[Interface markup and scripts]
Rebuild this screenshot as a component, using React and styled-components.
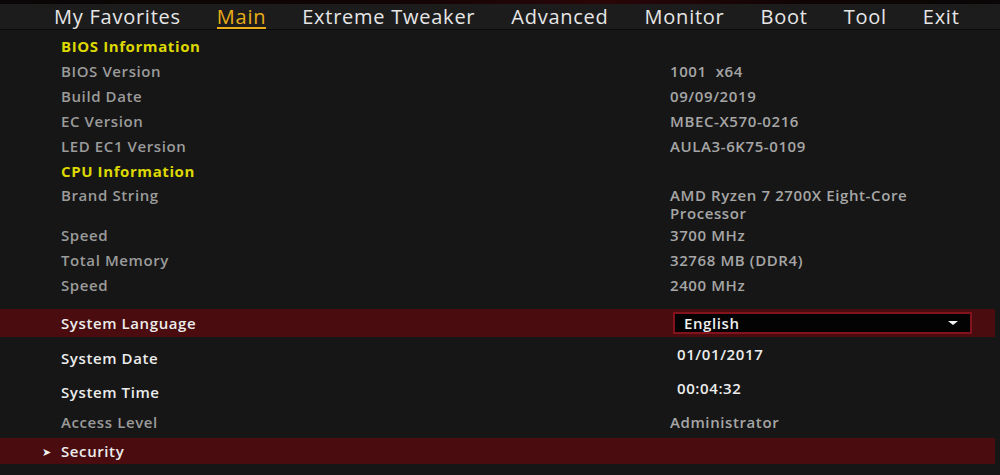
import React from "react";
import styled, { createGlobalStyle } from "styled-components";

const GlobalStyle = createGlobalStyle`
  html, body {
    margin: 0;
    padding: 0;
    background: #161616;
  }
  body {
    font-family: "Open Sans", "Noto Sans", sans-serif;
  }
`;

const tabs = ["My Favorites", "Main", "Extreme Tweaker", "Advanced", "Monitor", "Boot", "Tool", "Exit"];

const bios = [
  { label: "BIOS Version", value: "1001  x64" },
  { label: "Build Date", value: "09/09/2019" },
  { label: "EC Version", value: "MBEC-X570-0216" },
  { label: "LED EC1 Version", value: "AULA3-6K75-0109" }
];

const cpu = [
  { label: "Speed", value: "3700 MHz" },
  { label: "Total Memory", value: "32768 MB (DDR4)" },
  { label: "Speed", value: "2400 MHz" }
];

const Screen = styled.div`
  width: 1000px;
  height: 475px;
  overflow: hidden;
  background: #161616;
  display: flex;
  flex-direction: column;
`;

const TopStrip = styled.div`
  height: 4px;
  background: linear-gradient(90deg, #080606 0%, #120405 40%, #2a0608 60%, #100405 80%, #080606 100%);
`;

const Nav = styled.nav`
  height: 25px;
  background: #1c1c1c;
  border-bottom: 1px solid #0b0b0b;
  display: flex;
  align-items: center;
  padding-left: 54px;
  gap: 36px;
`;

const Tab = styled.div`
  position: relative;
  font-size: 20px;
  font-weight: 500;
  line-height: 25px;
  letter-spacing: 0.75px;
  color: ${(p) => (p.$active ? "#e9ae17" : "#e6e6e6")};

  &::after {
    content: "";
    display: ${(p) => (p.$active ? "block" : "none")};
    position: absolute;
    left: 0;
    right: 0;
    bottom: 0;
    height: 2px;
    background: #e9ae17;
  }
`;

const Body = styled.div`
  display: flex;
  flex-direction: column;
  padding-top: 3px;
`;

const Row = styled.div`
  display: flex;
  align-items: ${(p) => (p.$top ? "flex-start" : "center")};
  height: ${(p) => p.$h || 25}px;
  padding-top: ${(p) => p.$pt || 0}px;
  box-sizing: border-box;
  width: ${(p) => (p.$band ? "995px" : "auto")};
  background: ${(p) => (p.$band ? "#4a0c0e" : "transparent")};
  margin-top: ${(p) => p.$mt || 0}px;
  font-size: 15px;
  letter-spacing: 0.6px;
  white-space: pre;
`;

const Arrow = styled.span`
  width: 61px;
  flex: 0 0 61px;
  box-sizing: border-box;
  padding-left: 42px;
  color: #f0f0f0;
  font-size: 11px;
`;

const Label = styled.div`
  width: 609px;
  flex: 0 0 609px;
  line-height: 18px;
  font-weight: ${(p) => (p.$heading ? 700 : 600)};
  color: ${(p) => (p.$heading ? "#dcd800" : p.$bright ? "#ececec" : "#9b9b9b")};
`;

const Value = styled.div`
  line-height: 18px;
  font-weight: 600;
  color: ${(p) => (p.$bright ? "#ececec" : "#a6a6a6")};
  padding-bottom: ${(p) => (p.$raised ? 8 : 0)}px;
  padding-left: ${(p) => (p.$bright ? 7 : 0)}px;
`;

const Select = styled.div`
  margin-left: 3px;
  width: 299px;
  height: 22px;
  box-sizing: border-box;
  border: 2px solid #82121c;
  background: #030303;
  display: flex;
  align-items: center;
  justify-content: space-between;
  padding: 0 12px 0 9px;
  color: #f0f0f0;
  font-weight: 600;
`;

const Caret = styled.span`
  width: 0;
  height: 0;
  border-left: 5px solid transparent;
  border-right: 5px solid transparent;
  border-top: 4px solid #f4f4f4;
`;

const Heading = ({ children }) => (
  <Row>
    <Arrow />
    <Label $heading>{children}</Label>
  </Row>
);

const InfoRow = ({ label, value }) => (
  <Row>
    <Arrow />
    <Label>{label}</Label>
    <Value>{value}</Value>
  </Row>
);

export default function App() {
  return (
    <Screen>
      <GlobalStyle />
      <TopStrip />
      <Nav>
        {tabs.map((t) => (
          <Tab key={t} $active={t === "Main"}>
            {t}
          </Tab>
        ))}
      </Nav>
      <Body>
        <Heading>BIOS Information</Heading>
        {bios.map((r) => (
          <InfoRow key={r.label} {...r} />
        ))}
        <Heading>CPU Information</Heading>
        <Row $top $h={39} $pt={3}>
          <Arrow />
          <Label>Brand String</Label>
          <Value>
            AMD Ryzen 7 2700X Eight-Core
            <br />
            Processor
          </Value>
        </Row>
        {cpu.map((r, i) => (
          <InfoRow key={i} {...r} />
        ))}
        <Row $band $h={28} $mt={12}>
          <Arrow />
          <Label $bright>System Language</Label>
          <Select>
            English
            <Caret />
          </Select>
        </Row>
        <Row $h={34} $mt={4}>
          <Arrow />
          <Label $bright>System Date</Label>
          <Value $bright $raised>01/01/2017</Value>
        </Row>
        <Row $h={34}>
          <Arrow />
          <Label $bright>System Time</Label>
          <Value $bright $raised>00:04:32</Value>
        </Row>
        <Row>
          <Arrow />
          <Label>Access Level</Label>
          <Value>Administrator</Value>
        </Row>
        <Row $band $h={26} $mt={4}>
          <Arrow>➤</Arrow>
          <Label $bright>Security</Label>
        </Row>
      </Body>
    </Screen>
  );
}
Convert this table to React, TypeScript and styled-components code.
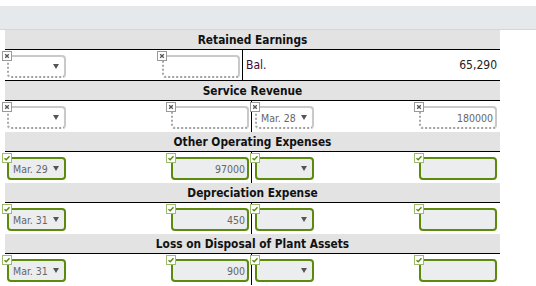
import React from "react";
import styled, { createGlobalStyle, css } from "styled-components";

const Global = createGlobalStyle`
  html, body { margin: 0; padding: 0; background: #fff; }
  body { font-family: "DejaVu Sans Condensed", "DejaVu Sans", sans-serif; }
`;

const Page = styled.div`
  width: 536px;
  height: 286px;
  overflow: hidden;
`;

const Band = styled.div`
  margin-top: 6px;
  height: 23px;
  background: #e6e9ec;
  border-bottom: 1px solid #d2d7dc;
`;

const Table = styled.div`
  margin-left: 5px;
  width: 495px;
  display: flex;
  flex-direction: column;
`;

const Header = styled.div`
  height: 19px;
  background: #e3e3e3;
  border-bottom: 1px solid #000;
  display: flex;
  align-items: center;
  justify-content: center;
  font-weight: bold;
  font-size: 11.8px;
  color: #111;
`;

const Row = styled.div<{ $leftW: number; $ruled?: boolean }>`
  display: grid;
  grid-template-columns: ${(p) => p.$leftW}px 1px 1fr;
  height: ${(p) => (p.$ruled ? 30 : 31)}px;
  ${(p) =>
    p.$ruled &&
    css`
      border-bottom: 1px solid #000;
    `}
`;

const Divider = styled.div`
  background: #000;
`;

const Cell = styled.div<{ $side: "l" | "r"; $center?: boolean }>`
  display: flex;
  justify-content: space-between;
  align-items: ${(p) => (p.$center ? "center" : "flex-start")};
  padding: ${(p) => (p.$center ? "0 2px 0 2px" : p.$side === "l" ? "5px 2px 0 2px" : "5px 3px 0 3px")};
`;

const Control = styled.div<{ $w: number; $ok: boolean; $select?: boolean }>`
  position: relative;
  box-sizing: border-box;
  width: ${(p) => p.$w}px;
  height: 23px;
  border-radius: 4px;
  display: flex;
  align-items: center;
  justify-content: ${(p) => (p.$select ? "space-between" : "flex-end")};
  padding: 0 ${(p) => (p.$select ? "5px" : "2px")} 0 4px;
  font-size: 10.5px;
  color: #666;
  ${(p) =>
    p.$ok
      ? css`
          border: 2px solid #5b8a0c;
          background: #ebedee;
        `
      : css`
          border: 2px solid #c9c9c9;
          border-left-style: dotted;
          border-bottom-style: dotted;
          border-left-color: #a8a8a8;
          border-bottom-color: #a0a0a0;
          background: #fff;
        `}
`;

const Arrow = styled.span`
  width: 0;
  height: 0;
  border-left: 3px solid transparent;
  border-right: 3px solid transparent;
  border-top: 5px solid #555;
`;

const Mark = styled.div<{ $ok: boolean }>`
  position: absolute;
  top: -6px;
  left: -7px;
  width: 10px;
  height: 10px;
  box-sizing: border-box;
  border: 1px solid ${(p) => (p.$ok ? "#9dbb6e" : "#9a9a9a")};
  background: #fff;
  display: flex;
  align-items: center;
  justify-content: center;
`;

const BalLabel = styled.span`
  font-size: 12px;
  color: #3b0a3b;
  padding-left: 1px;
`;

const BalValue = styled.span`
  font-size: 12px;
  color: #222;
  padding-right: 1px;
`;

const MarkIcon = ({ ok }: { ok: boolean }) => (
  <Mark $ok={ok}>
    {ok ? (
      <svg width="8" height="8" viewBox="0 0 8 8">
        <polyline points="1.5,4.2 3.2,5.8 6.5,2.2" fill="none" stroke="#5b8a0c" strokeWidth="1.4" />
      </svg>
    ) : (
      <svg width="8" height="8" viewBox="0 0 8 8">
        <path d="M2.2 2.2 L5.8 5.8 M5.8 2.2 L2.2 5.8" stroke="#555" strokeWidth="1.3" />
      </svg>
    )}
  </Mark>
);

type Entry = { ok: boolean; date: string; amount: string };

const Entries = ({ e, side }: { e: Entry; side: "l" | "r" }) => (
  <Cell $side={side}>
    <Control $w={59} $ok={e.ok} $select>
      <MarkIcon ok={e.ok} />
      <span>{e.date}</span>
      <Arrow />
    </Control>
    <Control $w={78} $ok={e.ok}>
      <MarkIcon ok={e.ok} />
      <span>{e.amount}</span>
    </Control>
  </Cell>
);

type Account = {
  title: string;
  leftW: number;
  left: Entry;
  right: Entry | { bal: string };
};

const accounts: Account[] = [
  {
    title: "Retained Earnings",
    leftW: 237,
    left: { ok: false, date: "", amount: "" },
    right: { bal: "65,290" },
  },
  {
    title: "Service Revenue",
    leftW: 246,
    left: { ok: false, date: "", amount: "" },
    right: { ok: false, date: "Mar. 28", amount: "180000" },
  },
  {
    title: "Other Operating Expenses",
    leftW: 246,
    left: { ok: true, date: "Mar. 29", amount: "97000" },
    right: { ok: true, date: "", amount: "" },
  },
  {
    title: "Depreciation Expense",
    leftW: 246,
    left: { ok: true, date: "Mar. 31", amount: "450" },
    right: { ok: true, date: "", amount: "" },
  },
  {
    title: "Loss on Disposal of Plant Assets",
    leftW: 246,
    left: { ok: true, date: "Mar. 31", amount: "900" },
    right: { ok: true, date: "", amount: "" },
  },
];

export default function App() {
  return (
    <Page>
      <Global />
      <Band />
      <Table>
        {accounts.map((a) => {
          const isBal = "bal" in a.right;
          return (
            <React.Fragment key={a.title}>
              <Header>{a.title}</Header>
              <Row $leftW={a.leftW} $ruled={isBal}>
                <Entries e={a.left} side="l" />
                <Divider />
                {"bal" in a.right ? (
                  <Cell $side="r" $center>
                    <BalLabel>Bal.</BalLabel>
                    <BalValue>{a.right.bal}</BalValue>
                  </Cell>
                ) : (
                  <Entries e={a.right} side="r" />
                )}
              </Row>
            </React.Fragment>
          );
        })}
      </Table>
    </Page>
  );
}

- _AIM_: Return every line in the listing that contains the word "this".

- _CORRECT OUTPUT_:
Rebuild this screenshot as a component, using React and styled-components.
Convert this table to React, TypeScript and styled-components code.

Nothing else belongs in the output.